Data excerpt:
>> Begin

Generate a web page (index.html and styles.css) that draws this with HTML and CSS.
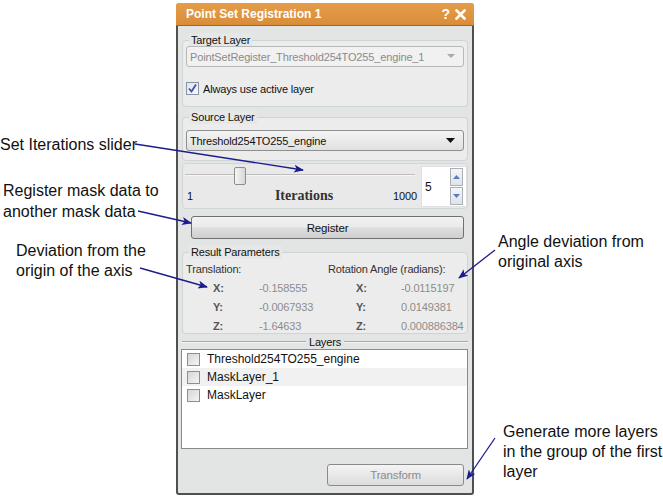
FILE: index.html
```html
<!DOCTYPE html>
<html>
<head>
<meta charset="utf-8">
<link rel="stylesheet" href="styles.css">
</head>
<body>
<div class="page">
  <div class="notes-left">
    <div class="note n1">Set Iterations slider</div>
    <div class="note n2">Register mask data to<br>another mask data</div>
    <div class="note n3">Deviation from the<br>origin of the axis</div>
  </div>

  <div class="panel">
    <div class="titlebar">
      <span class="title">Point Set Registration 1</span>
      <span class="title-btns">
        <span class="qmark">?</span>
        <svg class="xicon" width="11" height="11" viewBox="0 0 11 11"><path d="M1.5 1.5 L9.5 9.5 M9.5 1.5 L1.5 9.5" stroke="#fff" stroke-width="2.6" stroke-linecap="square"/></svg>
      </span>
    </div>
    <div class="content">
      <div class="group target">
        <div class="legend">Target Layer</div>
        <div class="combo disabled">
          <span>PointSetRegister_Threshold254TO255_engine_1</span>
          <svg width="8" height="5" viewBox="0 0 8 5"><path d="M0 0 L8 0 L4 4 Z" fill="#a9a9a9"/></svg>
        </div>
        <div class="checkrow">
          <span class="cbox checked">
            <svg width="11" height="11" viewBox="0 0 11 11"><path d="M2 5.5 L4.5 8.5 L9 1.5" fill="none" stroke="#3b55a8" stroke-width="1.8"/></svg>
          </span>
          <span>Always use active layer</span>
        </div>
      </div>

      <div class="group source">
        <div class="legend">Source Layer</div>
        <div class="combo">
          <span>Threshold254TO255_engine</span>
          <svg width="9" height="5" viewBox="0 0 9 5"><path d="M0 0 L9 0 L4.5 5 Z" fill="#111"/></svg>
        </div>
      </div>

      <div class="sliderbox">
        <div class="slider-col">
          <div class="track"><div class="groove"></div><div class="handle"></div></div>
          <div class="slider-labels">
            <span>1</span>
            <span class="iter">Iterations</span>
            <span>1000</span>
          </div>
        </div>
        <div class="spin">
          <span class="spin-val">5</span>
          <div class="spin-btns">
            <div class="sbtn"><svg width="7" height="4" viewBox="0 0 7 4"><path d="M0 4 L7 4 L3.5 0 Z" fill="#5a7bc4"/></svg></div>
            <div class="sbtn"><svg width="7" height="4" viewBox="0 0 7 4"><path d="M0 0 L7 0 L3.5 4 Z" fill="#5a7bc4"/></svg></div>
          </div>
        </div>
      </div>

      <div class="btnrow"><div class="button register">Register</div></div>

      <div class="group results">
        <div class="legend">Result Parameters</div>
        <div class="res-head"><span class="trans">Translation:</span><span>Rotation Angle (radians):</span></div>
        <div class="res-grid">
          <span class="ax">X:</span><span class="val">-0.158555</span><span class="ax">X:</span><span class="val">-0.0115197</span>
          <span class="ax">Y:</span><span class="val">-0.0067933</span><span class="ax">Y:</span><span class="val">0.0149381</span>
          <span class="ax">Z:</span><span class="val">-1.64633</span><span class="ax">Z:</span><span class="val">0.000886384</span>
        </div>
      </div>

      <div class="layers-head"><span class="line"></span><span class="lh-text">Layers</span><span class="line"></span></div>
      <div class="listbox">
        <div class="item"><span class="cbox"></span><span>Threshold254TO255_engine</span></div>
        <div class="item alt"><span class="cbox"></span><span>MaskLayer_1</span></div>
        <div class="item"><span class="cbox"></span><span>MaskLayer</span></div>
      </div>

      <div class="btnrow right"><div class="button transform">Transform</div></div>
    </div>
  </div>

  <div class="notes-right">
    <div class="note n4">Angle deviation from<br>original axis</div>
    <div class="note n5">Generate more layers<br>in the group of the first<br>layer</div>
  </div>
</div>

<svg class="arrows" width="663" height="499" viewBox="0 0 663 499">
  <defs>
    <marker id="ah" markerWidth="10" markerHeight="8" refX="9" refY="4" orient="auto" markerUnits="userSpaceOnUse">
      <path d="M0 0 L10 4 L0 8 L2.5 4 Z" fill="#1c1c8c"/>
    </marker>
  </defs>
  <g stroke="#1c1c8c" stroke-width="1.3" fill="none">
    <line x1="135" y1="144" x2="303" y2="170" marker-end="url(#ah)"/>
    <line x1="138" y1="211" x2="191" y2="223" marker-end="url(#ah)"/>
    <line x1="140" y1="268" x2="207" y2="287" marker-end="url(#ah)"/>
    <line x1="495" y1="250" x2="459" y2="278" marker-end="url(#ah)"/>
    <line x1="495" y1="438" x2="467" y2="479" marker-end="url(#ah)"/>
  </g>
</svg>
</body>
</html>
```

FILE: styles.css
```css
html, body {
  margin: 0;
  padding: 0;
}
body {
  width: 663px;
  height: 499px;
  background: #ffffff;
  position: relative;
  overflow: hidden;
  font-family: "Liberation Sans", Arial, sans-serif;
}
.page {
  display: flex;
  align-items: flex-start;
}
.notes-left {
  width: 176px;
  flex: none;
}
.notes-right {
  flex: 1;
}
.note {
  font-size: 16px;
  color: #111;
  line-height: 20px;
  white-space: nowrap;
}
.n1 { margin-top: 135px; padding-left: 0; }
.n2 { margin-top: 25px; padding-left: 3px; line-height: 21px; }
.n3 { margin-top: 19px; padding-left: 16px; }
.n4 { margin-top: 232px; padding-left: 24px; }
.n5 { margin-top: 150px; padding-left: 29px; }

.arrows {
  position: absolute;
  left: 0;
  top: 0;
  pointer-events: none;
}

/* panel */
.panel {
  width: 294px;
  height: 490px;
  margin-top: 3px;
  border: 2px solid #505050;
  border-top: none;
  border-radius: 4px 4px 3px 3px;
  background: #e3e4e4;
  font-size: 11px;
  letter-spacing: -0.15px;
  color: #111;
  flex: none;
}
.titlebar {
  height: 23px;
  background: linear-gradient(#e59d4a, #d98d38);
  border-radius: 3px 3px 0 0;
  margin: 0 -2px;
  border-bottom: 1px solid #9a6a2a;
  display: flex;
  align-items: center;
  justify-content: space-between;
  padding: 0 8px 0 10px;
  color: #fff;
  font-weight: bold;
  font-size: 12px;
  letter-spacing: 0;
  box-sizing: border-box;
}
.title-btns {
  display: flex;
  align-items: center;
  gap: 5px;
}
.qmark {
  font-size: 14px;
  font-weight: bold;
}
.content {
  padding: 0 4px;
  display: flex;
  flex-direction: column;
}

/* group boxes */
.group {
  box-sizing: border-box;
  border: 1px solid #cfd4d9;
  border-radius: 4px;
  background: #ececec;
  padding: 0 3px;
}
.legend {
  width: fit-content;
  height: 14px;
  line-height: 14px;
  margin: -8px 0 -6px 3px;
  padding: 0 2px;
  background: #e6e7e7;
  color: #111;
}
.target {
  margin-top: 14px;
  height: 67px;
}
.combo {
  height: 21px;
  box-sizing: border-box;
  border: 1px solid #8e8f8f;
  border-radius: 3px;
  background: linear-gradient(#f4f4f4, #e0e0e0);
  display: flex;
  align-items: center;
  justify-content: space-between;
  padding: 0 8px 0 3px;
}
.target .combo {
  margin-top: 5px;
}
.combo.disabled {
  border-color: #b6b8ba;
  background: #f1f1f1;
  color: #8b8b8b;
}
.checkrow {
  display: flex;
  align-items: center;
  gap: 4px;
  margin-top: 15px;
  height: 13px;
}
.cbox {
  width: 11px;
  height: 11px;
  border: 1px solid #8f8f8f;
  background: linear-gradient(135deg, #d6d6d6, #f4f4f4);
  display: inline-flex;
  align-items: center;
  justify-content: center;
  flex: none;
}
.cbox.checked {
  background: linear-gradient(135deg, #dfe6ef, #f6f8fb);
  border-color: #8a93a3;
}

.source {
  margin-top: 10px;
  height: 44px;
}
.source .combo {
  margin-top: 12px;
}

/* slider */
.sliderbox {
  margin-top: 2px;
  height: 46px;
  box-sizing: border-box;
  border: 1px solid #d3d6d9;
  border-radius: 4px;
  background: #e9e9e9;
  display: flex;
  padding: 0 0 0 2px;
}
.slider-col {
  width: 232px;
  display: flex;
  flex-direction: column;
}
.track {
  position: relative;
  height: 25px;
}
.groove {
  position: absolute;
  left: 0;
  right: 2px;
  top: 10px;
  height: 1px;
  background: #bdbdbd;
  border-bottom: 1px solid #f6f6f6;
}
.handle {
  position: absolute;
  left: 49px;
  top: 3px;
  width: 10px;
  height: 16px;
  border: 1px solid #8e8e8e;
  border-radius: 2px;
  background: linear-gradient(90deg, #f6f6f6, #d6d6d6);
}
.slider-labels {
  display: flex;
  justify-content: space-between;
  align-items: center;
  height: 14px;
  padding: 0 0 0 2px;
}
.iter {
  font-family: "Liberation Serif", "Times New Roman", serif;
  font-weight: bold;
  font-size: 14px;
  letter-spacing: 0;
  color: #333;
  margin-left: 22px;
}
.spin {
  width: 46px;
  height: 41px;
  margin-left: 4px;
  margin-top: 2px;
  background: #fff;
  border: 1px solid #e0e0e0;
  display: flex;
  justify-content: space-between;
  box-sizing: border-box;
}
.spin-val {
  font-size: 12px;
  padding: 13px 0 0 3px;
  color: #111;
}
.spin-btns {
  display: flex;
  flex-direction: column;
  padding: 1px 3px 1px 0;
  gap: 1px;
}
.sbtn {
  width: 11px;
  flex: 1;
  border: 1px solid #aab0b8;
  background: linear-gradient(#f4f5f7, #dfe3e8);
  display: flex;
  align-items: center;
  justify-content: center;
}

/* buttons */
.btnrow {
  display: flex;
  padding-left: 9px;
  padding-right: 4px;
  margin-top: 7px;
}
.btnrow.right {
  justify-content: flex-end;
  margin-top: 15px;
}
.button {
  height: 23px;
  box-sizing: border-box;
  border: 1px solid #707070;
  border-radius: 3px;
  background: linear-gradient(#f2f2f2 0%, #ebebeb 45%, #dddddd 55%, #cfcfcf 100%);
  display: flex;
  align-items: center;
  justify-content: center;
  font-size: 11.5px;
}
.register {
  flex: 1;
}
.transform {
  width: 137px;
  height: 22px;
  color: #8a8a8a;
  border-color: #8a8a8a;
  background: linear-gradient(#f4f4f4, #dcdcdc);
}

/* results */
.results {
  margin-top: 13px;
  height: 82px;
  padding: 0 3px;
}
.res-head {
  display: flex;
  margin-top: 7px;
  height: 18px;
  align-items: center;
  color: #333;
}
.trans {
  width: 142px;
}
.res-grid {
  display: grid;
  grid-template-columns: 46px 97px 45px auto;
  grid-auto-rows: 19px;
  padding-left: 27px;
  align-items: center;
  color: #8c8c8c;
}
.ax {
  font-weight: bold;
  color: #555;
}

/* layers */
.layers-head {
  display: flex;
  align-items: center;
  margin-top: 1px;
  height: 14px;
  gap: 3px;
}
.layers-head .line {
  flex: 1;
  height: 1px;
  background: #a7a7a7;
  border-bottom: 1px solid #f5f5f5;
}
.listbox {
  height: 100px;
  box-sizing: border-box;
  border: 1px solid #8a8a8a;
  background: #fff;
  margin-left: -1px;
}
.item {
  height: 18px;
  display: flex;
  align-items: center;
  gap: 7px;
  padding-left: 5px;
  font-size: 12px;
  letter-spacing: 0;
  color: #111;
}
.item.alt {
  background: #f1f1f1;
}
```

>> End

Work required: Pick out every line with the string "page" and copy it.

Response to the exercise:
Generate a web page (index.html and styles.css) that draws this with HTML and CSS.
<div class="page">
.page {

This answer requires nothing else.